Фаина ни на толику ей не поверила и обиженно одной рукой натянула на лицо одеяло, давая понять, что ей тяжело дальше продолжать беседу. Баба Наташа вышла из палаты, осторожно закрыв за собой дверь. Она не предала значения поведению больной сестры, потому что знала бессмысленно доказывать что – то практически полуживому человеку. К тому же она говорила правду. Пифагор давно покоился в первом уже рассохшемся протезе Глеба, который пылился в чулане. О нём знали только она и сам Глеб. Совсем недавно по весне, муж Альбины Василий Иванович, – преподаватель архитектурно – строительного института с четырёхлетним сыном Максимом наводили порядок в чулане и наткнулись на протез. Посмотрев на покоробленную культю, Василий сунул её сыну в руки, чтобы тот бросил её в костёр, разведённый дедом в саду. Во время дед обратил внимание на свежие дрова и вытащил из костра уже охватившую огнём искусственную ногу. Он сунул её в бочку с водой и, притушив огонь, протянул протез Альбине:
– Отнеси назад его дочка?
– Пап да ты что? – улыбаясь, захлопала она глазами, – зачем тебе то, что уже не потребуется никогда?
– Память дочка! Память! – она дорога для меня.
Дед не показал Пифагора дочери и зятю в этот день, хотя Наталья настаивала на этом:
– Зачем бабуля? – сказал он, – ни к чему им такое наследство. Я же тебе говорил, что этому Пифагору есть хозяин. Своих слов и обещаний я не меняю. Вадим на радость нам спас нашу Альбину от обильного разлива Волги – матушки. Вот после моей смерти и передашь ему Пифагора. Пускай владеет. Хоть он и барыгой стал, и к нам в последнее время носа не показывает, но это не меняет моих решений. Всё – таки считай, он нам тоже, как внук приходится. А Альбине у тебя есть что наследовать. Брошью Дашковой я думаю, она будет довольна.
До несчастного случая с Альбиной он планировал возвратить при случае Пифагора Морису, но после передумал и сказал Наталье, что намерен подарить фигурку Вадиму. Морис же с 1980 года жил в Лейпциге. Он был учёным музееведом и теорию музейного дела знал в идеале. Этой фигуркой Глеб мог устроить безбедную жизнь для Анны и Мориса.

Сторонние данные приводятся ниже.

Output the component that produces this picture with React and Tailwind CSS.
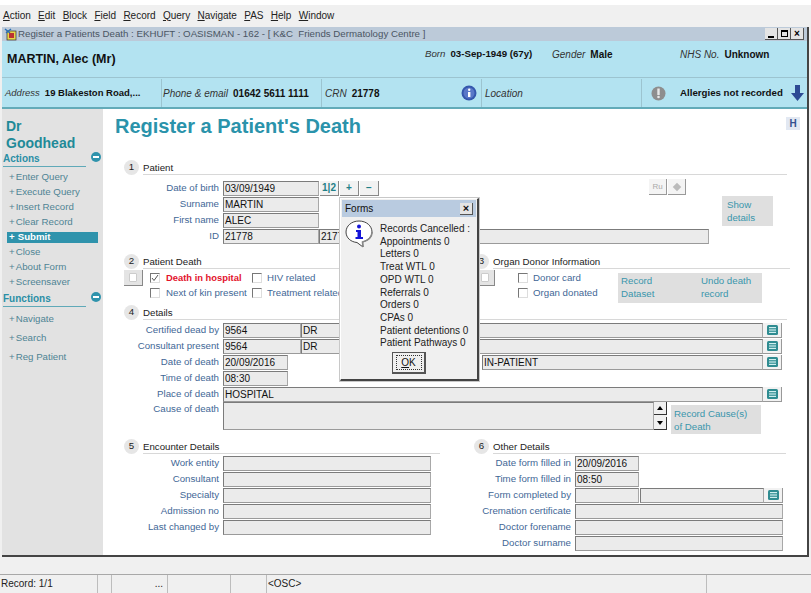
const F = "font-['Liberation_Sans',Arial,sans-serif]";
const menu = ["Action", "Edit", "Block", "Field", "Record", "Query", "Navigate", "PAS", "Help", "Window"];

function Menu() {
  return (
    <div className="h-[22px] pb-[2px] flex items-center pl-[3px] gap-[7.3px] text-[10px] text-[#222]">
      {menu.map((m) => (
        <span key={m}><span className="underline">{m[0]}</span>{m.slice(1)}</span>
      ))}
    </div>
  );
}

function WinBtn({ children }) {
  return (
    <span className="w-[13px] h-[12px] bg-[#e4e4e4] border-r border-b border-[#555] border-t-white border-l-white flex items-center justify-center text-[10px] leading-none text-black font-bold">
      {children}
    </span>
  );
}

function AppIcon() {
  return (
    <svg width="13" height="13" viewBox="0 0 13 13" className="mr-[1px] shrink-0">
      <rect x="3" y="3" width="9" height="9" fill="#e8d44a" stroke="#333" strokeWidth="0.7" />
      <rect x="5" y="5" width="5" height="5" fill="#b33" />
      <path d="M1 1 L6 5 M2 5 L7 1" stroke="#2a6fb5" strokeWidth="1.4" />
    </svg>
  );
}

function Title() {
  return (
    <div className="h-[14px] bg-[#bccad9] flex items-center pl-[2px] pr-[3px] text-[9.7px] text-[#4a5563]">
      <AppIcon />
      <span className="flex-1 whitespace-pre">Register a Patients Death : EKHUFT : OASISMAN - 162 - [ K&amp;C  Friends Dermatology Centre ]</span>
      <span className="flex">
        <WinBtn><span className="mt-[6px] block w-[6px] h-[2px] bg-black" /></WinBtn>
        <WinBtn><span className="block w-[7px] h-[7px] border border-black border-t-2" /></WinBtn>
        <WinBtn>×</WinBtn>
      </span>
    </div>
  );
}

function L({ children }) { return <i className="text-[#333] mr-[5px]">{children}</i>; }
function B({ children }) { return <b className="text-[#111]">{children}</b>; }

function InfoCircle() {
  return (
    <svg width="16" height="16" viewBox="0 0 16 16">
      <circle cx="8" cy="8" r="7.5" fill="#3557ad" />
      <circle cx="8" cy="8" r="5.5" fill="#5a78c8" />
      <rect x="7" y="7" width="2.4" height="5" fill="#fff" />
      <circle cx="8.2" cy="4.8" r="1.2" fill="#fff" />
    </svg>
  );
}
function Warn() {
  return (
    <svg width="15" height="15" viewBox="0 0 15 15">
      <circle cx="7.5" cy="7.5" r="7" fill="#8e8e8e" />
      <rect x="6.3" y="2.5" width="2.4" height="6.5" fill="#e8e8e8" />
      <circle cx="7.5" cy="11" r="1.3" fill="#e8e8e8" />
    </svg>
  );
}
function Arrow() {
  return (
    <svg width="13" height="16" viewBox="0 0 13 16">
      <path d="M4 0 H9 V8 H13 L6.5 16 L0 8 H4 Z" fill="#2d4a94" />
    </svg>
  );
}

function Header() {
  return (
    <div className="bg-[#b3e3f1] text-[10px]">
      <div className="h-[37px] flex border-b border-[#9cc4d0]">
        <div className="w-[423px] pl-[5px] pt-[10px] text-[12.5px] leading-[16px] font-bold text-[#111]">MARTIN, Alec (Mr)</div>
        <div className="w-[127px] pt-[6px] text-[9.7px]"><L>Born</L><B>03-Sep-1949 (67y)</B></div>
        <div className="w-[128px] pt-[6px]"><L>Gender</L><B>Male</B></div>
        <div className="pt-[6px]"><L>NHS No.</L><B>Unknown</B></div>
      </div>
      <div className="h-[31px] pt-[1px] flex items-center border-b-2 border-[#63abb9]">
        <div className="w-[160px] h-full pl-[3px] flex items-center border-r border-[#9cc4d0] text-[9.5px]"><L>Address</L><B>19 Blakeston Road,...</B></div>
        <div className="w-[160px] h-full pl-[1px] flex items-center border-r border-[#9cc4d0]"><L>Phone &amp; email</L><B>01642 5611 1111</B></div>
        <div className="w-[160px] h-full pl-[3px] pr-[4px] flex items-center justify-between border-r border-[#9cc4d0]">
          <span><L>CRN</L><B>21778</B></span>
          <InfoCircle />
        </div>
        <div className="w-[160px] h-full pl-[3px] flex items-center border-r border-[#9cc4d0]"><i className="text-[#333]">Location</i></div>
        <div className="flex-1 h-full flex items-center pl-[9px]">
          <Warn />
          <b className="ml-[14px] text-[9.7px] text-[#111] whitespace-nowrap">Allergies not recorded</b>
          <span className="ml-[8px] flex"><Arrow /></span>
        </div>
      </div>
    </div>
  );
}

function Minus() {
  return (
    <span className="w-[10px] h-[10px] rounded-full bg-[#2f93ac] flex items-center justify-center">
      <span className="w-[6px] h-[2px] bg-white" />
    </span>
  );
}

function SideHead({ children }) {
  return (
    <div className="flex items-start h-[15px]">
      <div className="w-[83px] h-[14px] border-b border-[#5fa9b8] text-[10px] leading-[12px] font-bold text-[#2a8fa6]">{children}</div>
      <span className="ml-[5px] -mt-[1px]"><Minus /></span>
    </div>
  );
}

function Item({ label, sel, h }) {
  return (
    <div className={`${h} flex items-center text-[9.7px]`}>
      {sel ? (
        <div className="ml-[4px] w-[91px] h-[11px] bg-[#2f93ac] flex items-center pl-[2px] text-white font-bold">
          <span className="mr-[3px]">+</span>{label}
        </div>
      ) : (
        <div className="pl-[6px] text-[#4f8494]"><span className="mr-[1px]">+</span>{label}</div>
      )}
    </div>
  );
}

function Sidebar() {
  const actions = ["Enter Query", "Execute Query", "Insert Record", "Clear Record", "Submit", "Close", "About Form", "Screensaver"];
  return (
    <div className="w-[101px] bg-[#e2e2e2] pl-[1px] pt-[9px] shrink-0">
      <div className="pl-[3px] text-[14px] leading-[17px] font-bold text-[#1f8a98] h-[35px]">Dr<br />Goodhead</div>
      <SideHead>Actions</SideHead>
      <div className="mt-[2px]">
        {actions.map((a) => <Item key={a} label={a} sel={a === "Submit"} h="h-[15px]" />)}
      </div>
      <div className="mt-[3px]"><SideHead>Functions</SideHead></div>
      <div className="mt-[2px]">
        {["Navigate", "Search", "Reg Patient"].map((a) => <Item key={a} label={a} h="h-[19px]" />)}
      </div>
    </div>
  );
}

function SecHead({ n, title, w, cls = "" }) {
  return (
    <div className={`flex h-[15px] text-[9.7px] ${cls}`}>
      <span className="w-[15px] h-[15px] rounded-full bg-[#e6e6e6] flex items-center justify-center text-[#222] shrink-0">{n}</span>
      <span className={`ml-[4px] ${w} border-b border-[#d8d8d8] text-[#222] leading-[15px]`}>{title}</span>
    </div>
  );
}

function Field({ w, children, cls = "" }) {
  return (
    <div className={`${w} ${cls} h-[15px] shrink-0 bg-[#ebebeb] border border-[#7b7b7b] border-r-[#a8a8a8] border-b-[#9a9a9a] text-[10px] leading-[13px] pl-[1px] text-[#111] whitespace-nowrap overflow-hidden`}>
      {children}
    </div>
  );
}

function Lbl({ w = "w-[119px]", children }) {
  return <div className={`${w} shrink-0 pr-[4px] text-right text-[9.7px] text-[#3f6796] whitespace-nowrap`}>{children}</div>;
}

function Row({ children, label, lw }) {
  return (
    <div className="h-[16px] flex items-center">
      <Lbl w={lw}>{label}</Lbl>
      {children}
    </div>
  );
}

function ListBtn() {
  return (
    <div className="w-[19px] h-[15px] shrink-0 bg-[#f2f2f2] border-r border-b border-[#999] flex items-center justify-center">
      <svg width="11" height="10" viewBox="0 0 11 10">
        <rect width="11" height="10" rx="1.5" fill="#2f8c91" />
        <rect x="2" y="2" width="7" height="1.2" fill="#cfeeee" />
        <rect x="2" y="4.4" width="7" height="1.2" fill="#cfeeee" />
        <rect x="2" y="6.8" width="7" height="1.2" fill="#cfeeee" />
      </svg>
    </div>
  );
}

function SmallBtn({ children, w = "w-[19px]" }) {
  return (
    <div className={`${w} h-[15px] bg-[#f2f2f2] border-r border-b border-[#888] flex items-center justify-center text-[10px] font-bold text-[#1f7f88]`}>
      {children}
    </div>
  );
}

function Check({ on }) {
  return (
    <span className="w-[10px] h-[10px] shrink-0 border border-t-[#777] border-l-[#777] border-r-[#ddd] border-b-[#ddd] flex items-center justify-center">
      {on && (
        <svg width="8" height="8" viewBox="0 0 8 8"><path d="M1 4 L3 6.5 L7 1" stroke="#555" strokeWidth="1" fill="none" /></svg>
      )}
    </span>
  );
}

function Square({ cls = "" }) {
  return (
    <div className={`w-[19px] h-[16px] bg-[#e4e4e4] border-r border-b border-[#888] flex items-center justify-center shrink-0 ${cls}`}>
      <span className="w-[8px] h-[9px] bg-white border border-[#ccc] rounded-[1px]" />
    </div>
  );
}

function CB({ on, children, cls = "text-[#3f6796] text-[9.7px]", w, gap = "ml-[6px]" }) {
  return (
    <div className={`flex items-center ${w}`}>
      <Check on={on} />
      <span className={`${gap} whitespace-nowrap ${cls}`}>{children}</span>
    </div>
  );
}

function LinkBox({ children, w, cls = "" }) {
  return <div className={`${w} ${cls} bg-[#dfdfdf] text-[9.7px] leading-[13px] text-[#3a96ac]`}>{children}</div>;
}

function Scroll() {
  return (
    <div className="w-[13px] h-[28px] shrink-0 flex flex-col justify-between bg-[#f0f0f0]">
      {["M1 5 L4 1 L7 5 Z", "M1 1 L4 5 L7 1 Z"].map((d) => (
        <span key={d} className="h-[13px] bg-[#f0f0f0] border-r border-b border-[#333] flex items-center justify-center">
          <svg width="8" height="6" viewBox="0 0 8 6"><path d={d} fill="#000" /></svg>
        </span>
      ))}
    </div>
  );
}

function Form() {
  return (
    <div className="flex-1 bg-white pl-[1px] relative">
      <div className="h-[51px] flex items-start justify-between pr-[7px]">
        <h1 className="ml-[11px] mt-[6px] text-[20px] leading-[23px] font-bold text-[#2a93ab]">Register a Patient's Death</h1>
        <span className="mt-[8px] w-[14px] h-[13px] bg-[#e2e8f2] flex items-center justify-center text-[10px] font-bold text-[#33508f]">H</span>
      </div>

      <SecHead n="1" title="Patient" w="w-[644px]" cls="ml-[20px]" />
      <div className="mt-[5px] flex">
        <div className="w-[525px]">
          <Row label="Date of birth">
            <Field w="w-[96px]">03/09/1949</Field>
            <div className="ml-[1px] flex gap-[1px]">
              <SmallBtn>1|2</SmallBtn><SmallBtn>+</SmallBtn><SmallBtn>−</SmallBtn>
            </div>
          </Row>
          <Row label="Surname"><Field w="w-[96px]">MARTIN</Field></Row>
          <Row label="First name"><Field w="w-[96px]">ALEC</Field></Row>
        </div>
        <div className="w-[126px] ml-[20px] -mt-[1px]">
          <div className="flex gap-[1px]">
            <div className="w-[18px] h-[16px] bg-[#f4f4f4] border-r border-b border-[#999] text-[8px] text-[#aaa] flex items-center justify-center">Ru</div>
            <div className="w-[18px] h-[16px] bg-[#f4f4f4] border-r border-b border-[#999] flex items-center justify-center">
              <span className="w-[6px] h-[6px] rotate-45 bg-[#bbb]" />
            </div>
          </div>
          <LinkBox w="w-[51px]" cls="ml-[73px] mt-[1px] h-[30px] pl-[5px] pt-[2px]">Show<br />details</LinkBox>
        </div>
      </div>
      <Row label="ID">
        <Field w="w-[96px]">21778</Field>
        <Field w="w-[390px]">21778</Field>
      </Row>

      <div className="mt-[10px] flex">
        <div className="w-[347px] ml-[20px]">
          <SecHead n="2" title="Patient Death" w="w-[327px]" />
          <div className="mt-[1px] flex">
            <Square />
            <div className="ml-[7px]">
              <div className="h-[16px] flex items-center">
                <CB on w="w-[102px]" cls="text-[#e3122b] font-bold text-[9.4px]">Death in hospital</CB>
                <CB gap="ml-[5px]">HIV related</CB>
              </div>
              <div className="h-[15px] flex items-center">
                <CB w="w-[102px]">Next of kin present</CB>
                <CB gap="ml-[5px]">Treatment related</CB>
              </div>
            </div>
          </div>
        </div>
        <div className="flex-1">
          <SecHead n="3" title="Organ Donor Information" w="w-[297px]" cls="ml-[3px]" />
          <div className="mt-[1px] flex">
            <Square cls="ml-[5px]" />
            <div className="ml-[23px] w-[100px]">
              <div className="h-[16px] flex items-center"><CB gap="ml-[5px]">Donor card</CB></div>
              <div className="h-[15px] flex items-center"><CB gap="ml-[5px]">Organ donated</CB></div>
            </div>
            <LinkBox w="w-[144px]" cls="mt-[3px] h-[30px] flex pt-[1px] pl-[3px]">
              <span className="w-[80px]">Record<br />Dataset</span>
              <span>Undo death<br />record</span>
            </LinkBox>
          </div>
        </div>
      </div>

      <div className="mt-[2px] ml-[20px]">
        <SecHead n="4" title="Details" w="w-[644px]" />
      </div>
      <div className="mt-[2px]">
        <Row label="Certified dead by">
          <Field w="w-[78px]">9564</Field><Field w="w-[462px]">DR</Field><ListBtn />
        </Row>
        <Row label="Consultant present">
          <Field w="w-[78px]">9564</Field><Field w="w-[462px]">DR</Field><ListBtn />
        </Row>
        <Row label="Date of death">
          <Field w="w-[65px]">20/09/2016</Field>
          <Field w="w-[281px]" cls="ml-[194px]">IN-PATIENT</Field><ListBtn />
        </Row>
        <Row label="Time of death"><Field w="w-[65px]">08:30</Field></Row>
        <Row label="Place of death"><Field w="w-[540px]">HOSPITAL</Field><ListBtn /></Row>
        <div className="flex items-start">
          <Lbl>Cause of death</Lbl>
          <div className="w-[431px] h-[28px] bg-[#ebebeb] border border-[#7b7b7b] border-r-[#a8a8a8] border-b-[#9a9a9a]" />
          <Scroll />
          <LinkBox w="w-[90px]" cls="ml-[4px] mt-[3px] h-[29px] pl-[3px] pt-[2px]">Record Cause(s)<br />of Death</LinkBox>
        </div>
      </div>

      <div className="mt-[5px] flex">
        <div className="w-[355px]">
          <div className="ml-[20px]"><SecHead n="5" title="Encounter Details" w="w-[297px]" /></div>
          <div className="mt-[1px]">
            {["Work entity", "Consultant", "Specialty", "Admission no", "Last changed by"].map((l) => (
              <Row key={l} label={l}><Field w="w-[208px]" /></Row>
            ))}
          </div>
        </div>
        <div className="flex-1">
          <SecHead n="6" title="Other Details" w="w-[293px]" cls="ml-[15px]" />
          <div className="mt-[1px]">
            <Row lw="w-[116px]" label="Date form filled in"><Field w="w-[64px]">20/09/2016</Field></Row>
            <Row lw="w-[116px]" label="Time form filled in"><Field w="w-[64px]">08:50</Field></Row>
            <Row lw="w-[116px]" label="Form completed by"><Field w="w-[64px]" /><Field w="w-[124px]" cls="ml-[1px]" /><ListBtn /></Row>
            <Row lw="w-[116px]" label="Cremation certificate"><Field w="w-[208px]" /></Row>
            <Row lw="w-[116px]" label="Doctor forename"><Field w="w-[208px]" /></Row>
            <Row lw="w-[116px]" label="Doctor surname"><Field w="w-[208px]" /></Row>
          </div>
        </div>
      </div>
    </div>
  );
}

function Bubble() {
  return (
    <svg width="28" height="28" viewBox="0 0 28 28" className="shrink-0">
      <path d="M14 1 C6.5 1 1 6 1 12 C1 18 6 22 12 22.5 L18 27 L17.5 22 C23 20.5 27 17 27 12 C27 6 21.5 1 14 1 Z" fill="#fff" stroke="#444" strokeWidth="1" />
      <path d="M18 27 L17.5 22 C23 20.5 27 17 27 12" fill="none" stroke="#888" strokeWidth="1.6" />
      <circle cx="14" cy="6.5" r="2" fill="#1515d8" />
      <path d="M11 10 H16 V17 H18 V19 H10.5 V17 H12.5 V12 H11 Z" fill="#1515d8" />
    </svg>
  );
}

function Dialog() {
  const lines = ["Records Cancelled :", "Appointments 0", "Letters 0", "Treat WTL 0", "OPD WTL 0", "Referrals 0", "Orders 0", "CPAs 0", "Patient detentions 0", "Patient Pathways 0"];
  return (
    <div className="absolute left-[340px] top-[198px] w-[139px] h-[183px] bg-[#f0f0f0] border border-white border-r-2 border-b-2 border-r-[#444] border-b-[#444] shadow-[0_0_0_1px_#c8c8c8] px-[1px] pt-[1px]">
      <div className="h-[17px] bg-[#b9cbe0] flex items-center justify-between pl-[3px] pr-[3px] text-[10px] text-[#111]">
        Forms
        <span className="w-[13px] h-[12px] bg-[#e4e4e4] border-r border-b border-[#555] flex items-center justify-center text-[11px] leading-none font-bold">×</span>
      </div>
      <div className="flex pt-[3px] pl-[3px]">
        <Bubble />
        <div className="ml-[7px] text-[10px] leading-[12.7px] text-[#222] pt-[3px]">
          {lines.map((l) => <div key={l} className="whitespace-nowrap">{l}</div>)}
        </div>
      </div>
      <div className="mt-[2px] flex justify-center">
        <div className="w-[34px] h-[22px] bg-[#efefef] border border-[#555] border-r-2 border-b-2 flex items-center justify-center">
          <span className="border border-dotted border-[#333] w-[26px] h-[15px] text-[10px] leading-[13px] text-center text-[#111]"><span className="underline">O</span>K</span>
        </div>
      </div>
    </div>
  );
}

function Status() {
  const cells = [["w-[98px]", "Record: 1/1"], ["w-[14px]", ""], ["w-[56px]", "..."], ["w-[63px]", ""], ["w-[36px]", ""], ["w-[440px]", "<OSC>"]];
  return (
    <div className="h-[19px] border-t border-[#a8a8a8] flex text-[10px] text-[#222] leading-[17px]">
      {cells.map(([w, t], i) => (
        <div key={i} className={`${w} h-full border-r border-[#bdbdbd] pl-[1px] whitespace-pre ${t === "..." ? "text-right pr-[4px]" : ""}`}>{t}</div>
      ))}
    </div>
  );
}

export default function App() {
  return (
    <div className={`${F} relative w-[811px] h-[593px] overflow-hidden bg-[#f0f0f0] flex flex-col`}>
      <div className="h-[5px] bg-white shrink-0" />
      <Menu />
      <div className="ml-[2px] w-[807px] h-[530px] shrink-0 flex flex-col border-r-2 border-b-2 border-[#444] bg-white">
        <Title />
        <Header />
        <div className="flex-1 flex min-h-0">
          <Sidebar />
          <Form />
        </div>
      </div>
      <div className="h-[17px] shrink-0" />
      <Status />
      <Dialog />
    </div>
  );
}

Глеб давно уже переменил мнение о Пифагоре, считая, что этот костяной грек принёс им с Натальей, не только счастье, но и долгую жизнь. Глеб думал, чем дольше он будет осознавать, что фигурка принадлежит ему, тем дольше продлится жизнь. А дети жили пока не совсем бедно. Особенно хорошо жил Морис. Работая в Германском музее книги и письменности, он помимо этого имел на международной ярмарке свой лоток, где выставлял на продажу картины и экспонаты художественного ремесла, а также редкие книги. Этим летом Морис обещал приехать всей семьёй, в Нижний Новгород и прислал письмо, чтобы их ждали. Под вопросом оставался только приезд старшего сына Августа, жившего в другом государстве. Письмо Мориса мать воткнула в створку застеклённой дверки кухонного мебельного гарнитура. Память у неё была уже не та, как раньше и она боялась, что письмо затеряется, и Глеб не прочитает радостное известие.